The Farrell Review into payments, undertaken by Scott Farrell included findings similar to that of Recommendation 10 when considering de-banking. The review includes recommendations which would facilitate better access to key payment systems such as the New Payments Platform (NPP), allowing payment service providers the ability to circumvent the need to rely on any particular bank to access payment systems. The Farrell Review recommended that the Reserve Bank of Australia (RBA) develop common access requirements for payments systems in consultation with the operators of those payment systems, and that these common access requirements form part of a new payments licence to facilitate access for licensees to those systems. Recommendation 11 reinforces this sentiment and continues to push for common access requirements for the NPP.
12. The Australian Government establish a Global Markets Incentive to replace the Offshore Banking Unit regime by the end of 2022.
The current Offshore Banking Unit (OBU) regime broadly permits Australian fund managers to pay a lower rate of tax on activities that relate to offshore managed funds.

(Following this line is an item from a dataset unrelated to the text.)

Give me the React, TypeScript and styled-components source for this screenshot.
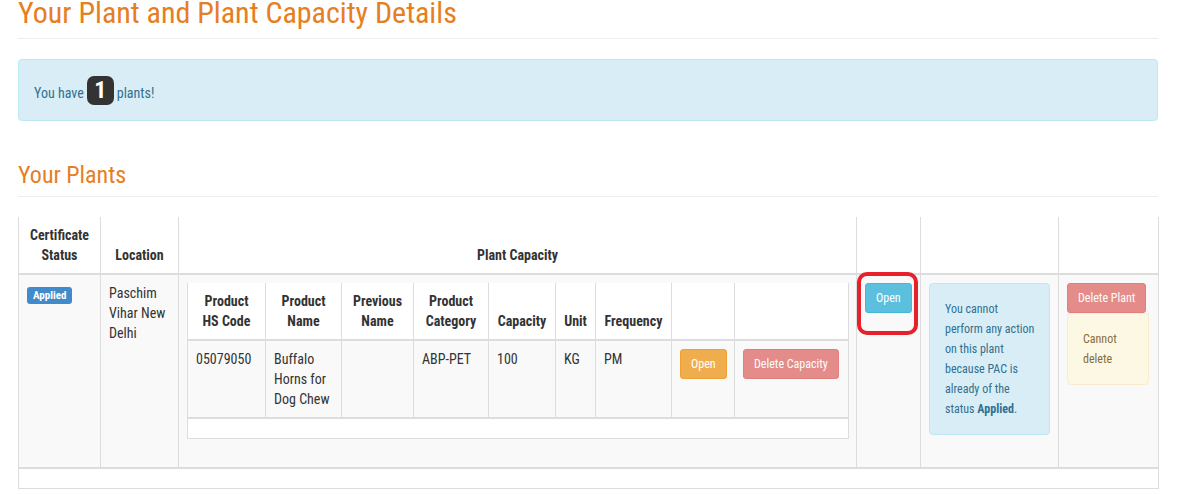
import React, { FC } from 'react';
import styled, { createGlobalStyle } from 'styled-components';

const GlobalStyle = createGlobalStyle`
  html, body {
    margin: 0;
    padding: 0;
    background: #fff;
  }
  body {
    font-family: 'Roboto Condensed', 'Liberation Sans Narrow', 'Roboto', sans-serif;
    font-size: 14px;
    line-height: 20px;
    color: #333;
  }
`;

const Page = styled.div`
  width: 1140px;
  padding: 0 20px 0 18px;
`;

const PageHeader = styled.div<{ size: number; lh: number; gap: number }>`
  border-bottom: 1px solid #eee;
  padding-bottom: ${props => props.gap}px;
  h1,
  h3 {
    margin: 0;
    font-weight: 400;
    color: #e67e22;
    font-size: ${props => props.size}px;
    line-height: ${props => props.lh}px;
  }
`;

const Alert = styled.div<{ kind: 'info' | 'warning' }>`
  border-radius: 4px;
  border: 1px solid ${props => (props.kind === 'info' ? '#bce8f1' : '#faebcc')};
  background: ${props => (props.kind === 'info' ? '#d9edf7' : '#fcf8e3')};
  color: ${props => (props.kind === 'info' ? '#31708f' : '#8a6d3b')};
  padding: 15px;
`;

const TopAlert = styled(Alert)`
  margin: 20px 0 41px;
  padding: 16px 15px 15px;
  display: flex;
  align-items: baseline;
  gap: 3px;
`;

const Badge = styled.span`
  display: inline-block;
  width: 27px;
  text-align: center;
  padding: 2px 0 3px;
  line-height: 24px;
  border-radius: 7px;
  background: #333;
  color: #fff;
  font-size: 24px;
  font-weight: 700;
`;

const SmallAlert = styled(Alert)`
  font-size: 12px;
  line-height: 20px;
  padding: 15px;
`;

const NoWrap = styled.span`
  white-space: nowrap;
`;

const Table = styled.table<{ nested?: boolean }>`
  width: 100%;
  border-collapse: collapse;
  table-layout: fixed;
  border-left: 1px solid #ddd;
  border-right: 1px solid #ddd;
  border-bottom: 1px solid #ddd;
  margin: ${props => (props.nested ? '0 0 20px' : '20px 0 0')};

  > thead > tr > th,
  > tbody > tr > td {
    border-left: 1px solid #ddd;
    border-right: 1px solid #ddd;
    padding: 8px;
    text-align: left;
  }
  > thead > tr > th {
    font-weight: 700;
    text-align: center;
    vertical-align: bottom;
    border-bottom: 2px solid #ddd;
    background: #fff;
  }
  > tbody > tr > td {
    vertical-align: top;
    border-top: 1px solid #ddd;
  }
  > tbody:first-of-type > tr > td {
    background: #f9f9f9;
  }
  > tbody + tbody {
    border-top: 2px solid #ddd;
  }
`;

const EmptyCell = styled.td<{ h: number }>`
  && {
    padding: 0;
    height: ${props => props.h}px;
    background: #fff;
  }
`;

const Label = styled.span`
  display: inline-block;
  background: #428bca;
  color: #fff;
  font-size: 11px;
  font-weight: 700;
  line-height: 12px;
  padding: 3px 6px 2px;
  border-radius: 3px;
  vertical-align: -1px;
`;

const colors = {
  warning: ['#f0ad4e', '#eea236'],
  danger: ['#d9534f', '#d43f3a'],
  info: ['#5bc0de', '#46b8da']
};

const Button = styled.button<{ variant: keyof typeof colors; disabled?: boolean }>`
  font-family: inherit;
  font-size: 12px;
  line-height: 18px;
  padding: 5px 10px;
  border-radius: 3px;
  color: #fff;
  background: ${props => colors[props.variant][0]};
  border: 1px solid ${props => colors[props.variant][1]};
  opacity: ${props => (props.disabled ? 0.65 : 1)};
  cursor: ${props => (props.disabled ? 'not-allowed' : 'pointer')};
  white-space: nowrap;
`;

const Highlight = styled.div`
  position: relative;
`;

const RedRing = styled.div`
  position: absolute;
  left: -8px;
  top: -11px;
  width: 53px;
  height: 55px;
  border: 4px solid #e8202a;
  border-radius: 10px;
  pointer-events: none;
`;

const StackedAlert = styled(SmallAlert)`
  border-top-left-radius: 0;
  border-top-right-radius: 0;
  margin-right: 1px;
`;

const capacityColumns = [
  { title: ['Product', 'HS Code'], width: 78 },
  { title: ['Product', 'Name'], width: 76 },
  { title: ['Previous', 'Name'], width: 72 },
  { title: ['Product', 'Category'], width: 75 },
  { title: ['Capacity'], width: 67 },
  { title: ['Unit'], width: 40 },
  { title: ['Frequency'], width: 76 },
  { title: [], width: 63 },
  { title: [], width: 114 }
];

const CapacityTable: FC = () => (
  <Table nested>
    <colgroup>
      {capacityColumns.map((c, i) => (
        <col key={i} style={{ width: c.width }} />
      ))}
    </colgroup>
    <thead>
      <tr>
        {capacityColumns.map((c, i) => (
          <th key={i}>
            {c.title.map((t, j) => (
              <React.Fragment key={j}>
                {j > 0 && <br />}
                {t}
              </React.Fragment>
            ))}
          </th>
        ))}
      </tr>
    </thead>
    <tbody>
      <tr>
        <td>05079050</td>
        <td>Buffalo Horns for Dog Chew</td>
        <td></td>
        <td>ABP-PET</td>
        <td>100</td>
        <td>KG</td>
        <td>PM</td>
        <td>
          <Button variant="warning">Open</Button>
        </td>
        <td>
          <Button variant="danger" disabled>
            Delete Capacity
          </Button>
        </td>
      </tr>
    </tbody>
    <tbody>
      <tr>
        <EmptyCell h={19} colSpan={9} />
      </tr>
    </tbody>
  </Table>
);

export default function App() {
  return (
    <Page>
      <GlobalStyle />
      <PageHeader size={30} lh={26} gap={12}>
        <h1>Your Plant and Plant Capacity Details</h1>
      </PageHeader>
      <TopAlert kind="info">
        You have <Badge>1</Badge> plants!
      </TopAlert>
      <PageHeader size={24} lh={26} gap={8}>
        <h3>Your Plants</h3>
      </PageHeader>
      <Table>
        <colgroup>
          <col style={{ width: 82 }} />
          <col style={{ width: 78 }} />
          <col style={{ width: 678 }} />
          <col style={{ width: 64 }} />
          <col style={{ width: 138 }} />
          <col style={{ width: 100 }} />
        </colgroup>
        <thead>
          <tr>
            <th>
              Certificate
              <br />
              Status
            </th>
            <th>Location</th>
            <th>Plant Capacity</th>
            <th></th>
            <th></th>
            <th></th>
          </tr>
        </thead>
        <tbody>
          <tr>
            <td>
              <Label>Applied</Label>
            </td>
            <td>Paschim Vihar New Delhi</td>
            <td>
              <CapacityTable />
            </td>
            <td>
              <Highlight>
                <Button variant="info">Open</Button>
                <RedRing />
              </Highlight>
            </td>
            <td>
              <SmallAlert kind="info">
                You cannot <NoWrap>perform any action</NoWrap> on this plant because PAC is already
                of the status <b>Applied</b>.
              </SmallAlert>
            </td>
            <td>
              <Button variant="danger" disabled>
                Delete Plant
              </Button>
              <StackedAlert kind="warning">
                Cannot
                <br />
                delete
              </StackedAlert>
            </td>
          </tr>
        </tbody>
        <tbody>
          <tr>
            <EmptyCell h={19} colSpan={6} />
          </tr>
        </tbody>
      </Table>
    </Page>
  );
}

With this current regime set to be abolished at the end of the 2022-23 income year, the Committee has recommended the establishment of a Global Markets Initiative (GMI). Many submissions argued that the abolishment of the OBU regime would exacerbate the tax-related issues being faced by the funds management industry. To replace the OBU, the Australian Financial Markets Association (AFMA) formulated the GMI regime which will aim allow Australia’s tax settings as they apply to financial centres of business to be largely maintained while ameliorating concerns posed when the OECD reviewed the OBU regime. The goal of the GMI is to ensure that Australian-based financial market participants are able to equitably compete in international markets.